Paper SS1-TuM5
H Induced CO Dissociation on Nickel Surfaces

Tuesday, October 16, 2007, 9:20 am, Room 608

The dissociation of CO is both a model test reaction on clean single crystals and a relevant reaction step for industrial methanation. Much attention has therefore been dedicated to understanding the details of the mechanism. First of all, there seems to be a lack of consensus on whether CO can dissociate on Nickel at low temperatures (400 K) in a UHV experiment. In this work we have used a Ni(14,13,13) crystal which is mis-cut in such a way that there is an atomic step for each 26 terrace atoms. We show that CO (which has carefully been cleaned from Ni(CO)₄) does not dissociate unless the temperature is larger than 400 K and there are atomic steps present on the surface. If the steps are blocked by sulfur no dissociation could be measured under UHV conditions.
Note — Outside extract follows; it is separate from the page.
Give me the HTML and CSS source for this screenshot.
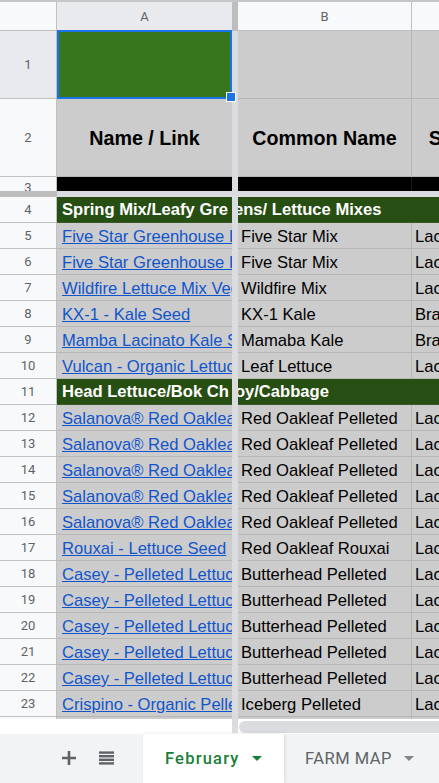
FILE: index.html
```
<!DOCTYPE html>
<html>
<head>
<meta charset="utf-8">
<link rel="stylesheet" href="styles.css">
</head>
<body>
<div class="app">
  <div class="grid">
    <div class="row hdr">
      <div class="rh corner"></div>
      <div class="ch a selhdr">A</div>
      <div class="vbar dark"></div>
      <div class="ch b">B</div>
      <div class="ch c">C</div>
    </div>
    <div class="row r1">
      <div class="rh selhdr">1</div>
      <div class="cell a green sel-cell"><span class="sel-box"></span><span class="sel-handle"></span></div>
      <div class="vbar"></div>
      <div class="cell b"></div>
      <div class="cell c"></div>
    </div>
    <div class="row r2">
      <div class="rh">2</div>
      <div class="cell a th">Name / Link</div>
      <div class="vbar"></div>
      <div class="cell b th">Common Name</div>
      <div class="cell c th">Scientific Name</div>
    </div>
    <div class="row r3">
      <div class="rh"><span>3</span></div>
      <div class="cell a black"></div>
      <div class="vbar"></div>
      <div class="cell b black"></div>
      <div class="cell c black"></div>
    </div>
    <div class="row freeze">
      <div class="fz-dark"></div>
      <div class="fz-light"></div>
    </div>
    <div class="row section">
      <div class="rh">4</div>
      <div class="cell a sec">Spring Mix/Leafy Gre<span class="pane-gap"></span>ens/ Lettuce Mixes</div>
      <div class="vbar"></div>
      <div class="cell b"></div>
      <div class="cell c"></div>
    </div>
    <div class="row dr">
      <div class="rh">5</div>
      <div class="cell a"><a class="link">Five Star Greenhouse Lettuce Mix</a></div>
      <div class="vbar"></div>
      <div class="cell b">Five Star Mix</div>
      <div class="cell c">Lactuca sativa</div>
    </div>
    <div class="row dr">
      <div class="rh">6</div>
      <div class="cell a"><a class="link">Five Star Greenhouse Lettuce Mix</a></div>
      <div class="vbar"></div>
      <div class="cell b">Five Star Mix</div>
      <div class="cell c">Lactuca sativa</div>
    </div>
    <div class="row dr">
      <div class="rh">7</div>
      <div class="cell a"><a class="link">Wildfire Lettuce Mix Vegetable Seed</a></div>
      <div class="vbar"></div>
      <div class="cell b">Wildfire Mix</div>
      <div class="cell c">Lactuca sativa</div>
    </div>
    <div class="row dr">
      <div class="rh">8</div>
      <div class="cell a"><a class="link">KX-1 - Kale Seed</a></div>
      <div class="vbar"></div>
      <div class="cell b">KX-1 Kale</div>
      <div class="cell c">Brassica oleracea</div>
    </div>
    <div class="row dr">
      <div class="rh">9</div>
      <div class="cell a"><a class="link">Mamba Lacinato Kale Seed</a></div>
      <div class="vbar"></div>
      <div class="cell b">Mamaba Kale</div>
      <div class="cell c">Brassica oleracea</div>
    </div>
    <div class="row dr">
      <div class="rh">10</div>
      <div class="cell a"><a class="link">Vulcan - Organic Lettuce Seed</a></div>
      <div class="vbar"></div>
      <div class="cell b">Leaf Lettuce</div>
      <div class="cell c">Lactuca sativa</div>
    </div>
    <div class="row section">
      <div class="rh">11</div>
      <div class="cell a sec">Head Lettuce/Bok Ch<span class="pane-gap"></span>oy/Cabbage</div>
      <div class="vbar"></div>
      <div class="cell b"></div>
      <div class="cell c"></div>
    </div>
    <div class="row dr">
      <div class="rh">12</div>
      <div class="cell a"><a class="link">Salanova® Red Oakleaf Pelleted</a></div>
      <div class="vbar"></div>
      <div class="cell b">Red Oakleaf Pelleted</div>
      <div class="cell c">Lactuca sativa</div>
    </div>
    <div class="row dr">
      <div class="rh">13</div>
      <div class="cell a"><a class="link">Salanova® Red Oakleaf Pelleted</a></div>
      <div class="vbar"></div>
      <div class="cell b">Red Oakleaf Pelleted</div>
      <div class="cell c">Lactuca sativa</div>
    </div>
    <div class="row dr">
      <div class="rh">14</div>
      <div class="cell a"><a class="link">Salanova® Red Oakleaf Pelleted</a></div>
      <div class="vbar"></div>
      <div class="cell b">Red Oakleaf Pelleted</div>
      <div class="cell c">Lactuca sativa</div>
    </div>
    <div class="row dr">
      <div class="rh">15</div>
      <div class="cell a"><a class="link">Salanova® Red Oakleaf Pelleted</a></div>
      <div class="vbar"></div>
      <div class="cell b">Red Oakleaf Pelleted</div>
      <div class="cell c">Lactuca sativa</div>
    </div>
    <div class="row dr">
      <div class="rh">16</div>
      <div class="cell a"><a class="link">Salanova® Red Oakleaf Pelleted</a></div>
      <div class="vbar"></div>
      <div class="cell b">Red Oakleaf Pelleted</div>
      <div class="cell c">Lactuca sativa</div>
    </div>
    <div class="row dr">
      <div class="rh">17</div>
      <div class="cell a"><a class="link">Rouxai - Lettuce Seed</a></div>
      <div class="vbar"></div>
      <div class="cell b">Red Oakleaf Rouxai</div>
      <div class="cell c">Lactuca sativa</div>
    </div>
    <div class="row dr">
      <div class="rh">18</div>
      <div class="cell a"><a class="link">Casey - Pelleted Lettuce Seed</a></div>
      <div class="vbar"></div>
      <div class="cell b">Butterhead Pelleted</div>
      <div class="cell c">Lactuca sativa</div>
    </div>
    <div class="row dr">
      <div class="rh">19</div>
      <div class="cell a"><a class="link">Casey - Pelleted Lettuce Seed</a></div>
      <div class="vbar"></div>
      <div class="cell b">Butterhead Pelleted</div>
      <div class="cell c">Lactuca sativa</div>
    </div>
    <div class="row dr">
      <div class="rh">20</div>
      <div class="cell a"><a class="link">Casey - Pelleted Lettuce Seed</a></div>
      <div class="vbar"></div>
      <div class="cell b">Butterhead Pelleted</div>
      <div class="cell c">Lactuca sativa</div>
    </div>
    <div class="row dr">
      <div class="rh">21</div>
      <div class="cell a"><a class="link">Casey - Pelleted Lettuce Seed</a></div>
      <div class="vbar"></div>
      <div class="cell b">Butterhead Pelleted</div>
      <div class="cell c">Lactuca sativa</div>
    </div>
    <div class="row dr">
      <div class="rh">22</div>
      <div class="cell a"><a class="link">Casey - Pelleted Lettuce Seed</a></div>
      <div class="vbar"></div>
      <div class="cell b">Butterhead Pelleted</div>
      <div class="cell c">Lactuca sativa</div>
    </div>
    <div class="row dr">
      <div class="rh">23</div>
      <div class="cell a"><a class="link">Crispino - Organic Pelleted Lettuce</a></div>
      <div class="vbar"></div>
      <div class="cell b">Iceberg Pelleted</div>
      <div class="cell c">Lactuca sativa</div>
    </div>
    <div class="row dr">
      <div class="rh">24</div>
      <div class="cell a"></div>
      <div class="vbar"></div>
      <div class="cell b"></div>
      <div class="cell c"></div>
    </div>
  </div>
  <div class="hscroll">
    <div class="hs-left"></div>
    <div class="vbar"></div>
    <div class="hs-track"><div class="hs-thumb"></div></div>
  </div>
  <div class="tabbar">
    <div class="tb-icons">
      <svg class="ic-plus" width="14" height="14" viewBox="0 0 14 14"><path d="M7 0V14M0 7H14" stroke="#5f6368" stroke-width="2.6" fill="none"/></svg>
      <svg class="ic-list" width="15" height="14" viewBox="0 0 15 14" fill="#5f6368"><rect x="0" y="0.4" width="15" height="2.4"/><rect x="0" y="4" width="15" height="2.4"/><rect x="0" y="7.6" width="15" height="2.4"/><rect x="0" y="11.2" width="15" height="2.4"/></svg>
    </div>
    <div class="tab active"><span class="tab-label">February</span><span class="caret"></span></div>
    <div class="tab"><span class="tab-label">FARM MAP</span><span class="caret"></span></div>
  </div>
</div>
</body>
</html>
```
FILE: styles.css
```
html, body {
  margin: 0;
  padding: 0;
}
body {
  width: 439px;
  height: 783px;
  overflow: hidden;
  background: #ffffff;
  font-family: "Liberation Sans", Arial, sans-serif;
}
.app {
  width: 439px;
  height: 783px;
  display: flex;
  flex-direction: column;
  overflow: hidden;
}
.grid {
  height: 719px;
  flex-shrink: 0;
  box-sizing: border-box;
  border-top: 2px solid #c4c7c5;
  overflow: hidden;
}
.row {
  display: flex;
  width: 620px;
}
.row > * {
  flex-shrink: 0;
  box-sizing: border-box;
}
.rh {
  width: 57px;
  background: #f8f9fa;
  border-right: 1px solid #c0c0c0;
  border-bottom: 1px solid #c0c0c0;
  display: flex;
  align-items: center;
  justify-content: center;
  font-family: Roboto, "Liberation Sans", sans-serif;
  font-size: 13px;
  color: #5f6368;
}
.rh.selhdr, .ch.selhdr {
  background: #e8eaed;
}
.a { width: 175px; }
.b { width: 174px; border-right: 1px solid #b7b7b7; }
.c { width: 180px; }
.vbar {
  width: 6px;
  background: #dadce0;
  z-index: 1;
}
.vbar.dark {
  background: #bdbdbd;
}
.hdr { height: 29px; }
.ch {
  background: #f8f9fa;
  border-bottom: 1px solid #c0c0c0;
  display: flex;
  align-items: center;
  justify-content: center;
  font-family: Roboto, "Liberation Sans", sans-serif;
  font-size: 13px;
  color: #5f6368;
}
.ch.b { border-right: 1px solid #c0c0c0; }
.cell {
  background: #cccccc;
  border-bottom: 1px solid #b7b7b7;
  overflow: hidden;
  white-space: nowrap;
  color: #000;
}
.r1 { height: 68px; }
.r2 { height: 78px; }
.r3 { height: 14px; }
.r3 .rh {
  align-items: flex-start;
  overflow: hidden;
  border-bottom: none;
}
.r3 .rh span { line-height: 22px; }
.green { background: #38761d; }
.sel-cell {
  position: relative;
  z-index: 3;
  overflow: visible;
}
.sel-box {
  position: absolute;
  left: 0;
  top: -1px;
  width: 175px;
  height: 69px;
  box-sizing: border-box;
  border: 2px solid #1a73e8;
}
.sel-handle {
  position: absolute;
  left: 169px;
  top: 61px;
  width: 10px;
  height: 10px;
  box-sizing: border-box;
  background: #1a73e8;
  border: 1px solid #ffffff;
}
.th {
  display: flex;
  align-items: center;
  justify-content: center;
  font-weight: bold;
  font-size: 19.7px;
  padding-top: 1px;
}
.black {
  background: #000;
  border-bottom: none;
}
.r3 .b { border-right-color: #1c1c1c; }
.freeze { height: 6px; }
.fz-dark { width: 57px; background: #bdbdbd; }
.fz-light { flex: 1; background: #dadce0; }
.section {
  height: 26px;
  background: #274e13;
}
.section .cell {
  background: transparent;
  border-right: none;
  border-bottom: 1px solid #3a5a2a;
}
.section .sec {
  overflow: visible;
  color: #fff;
  font-weight: bold;
  font-size: 16.6px;
  line-height: 24px;
  padding: 1px 0 0 5px;
}
.pane-gap {
  display: inline-block;
  width: 6px;
}
.dr { height: 26px; }
.dr .cell {
  font-size: 16.6px;
  line-height: 23px;
  padding-top: 2px;
  padding-left: 3px;
}
.dr .a { padding-left: 5px; }
.link {
  color: #1155cc;
  text-decoration: underline;
}
.hscroll {
  height: 15px;
  display: flex;
  flex-shrink: 0;
}
.hs-left { width: 232px; flex-shrink: 0; }
.hscroll .vbar { height: 14px; flex-shrink: 0; }
.hs-track {
  flex: 1;
  padding: 2px 0 0 1px;
}
.hs-thumb {
  height: 12px;
  border-radius: 6px 0 0 6px;
  background: #dadce0;
}
.tabbar {
  height: 49px;
  flex-shrink: 0;
  background: #f1f3f4;
  display: flex;
}
.tb-icons {
  width: 143px;
  box-sizing: border-box;
  display: flex;
  align-items: center;
  padding-left: 62px;
  gap: 23px;
}
.ic-plus, .ic-list { display: block; margin-top: -1px; }
.tab {
  display: flex;
  align-items: center;
  padding-left: 21px;
  font-family: Roboto, "Liberation Sans", sans-serif;
  font-size: 16.5px;
  color: #5f6368;
  letter-spacing: 0.5px;
}
.tab .caret {
  width: 0;
  height: 0;
  margin-left: 12px;
  border-left: 5px solid transparent;
  border-right: 5px solid transparent;
  border-top: 5px solid #80868b;
}
.tab.active {
  width: 141px;
  box-sizing: border-box;
  padding-left: 22px;
  background: #ffffff;
  color: #188038;
  font-weight: 500;
  letter-spacing: 1.2px;
  box-shadow: 1px 0 3px rgba(60, 64, 67, 0.15);
}
.tab.active .caret {
  border-top-color: #188038;
}
```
The activation energy for dissociation is found to be 1.6 eV, which is slightly larger than that for desorption. This observation is found to corroborate with DFT calculations indicating a barrier for dissociation of 1.7 eV. This is, however, in contrast with the activation energy of 1.07 eV and 1.01 eV observed for the methanation reaction on single crystals and real supported catalysts, respectively. Furthermore, surprisingly small prefactors for those reactions have been reported in both cases. By investigating the possible pathways using DFT, a much lower barrier for CO dissociation of 1.08 eV was identified when considering a COH intermediate. By incorporating this intermediate in the reaction pathway, the low activation energy and low prefactors can be explained in terms of a COH intermediate dissociating on step sites both in the single crystal experiments and on the nanoparticles constituting the real catalysts. In the latter case the conclusion is further confirmed by investigations of the relation between the particle size and the catalytic rate, where a strong deviation from a simple surface area effect is found.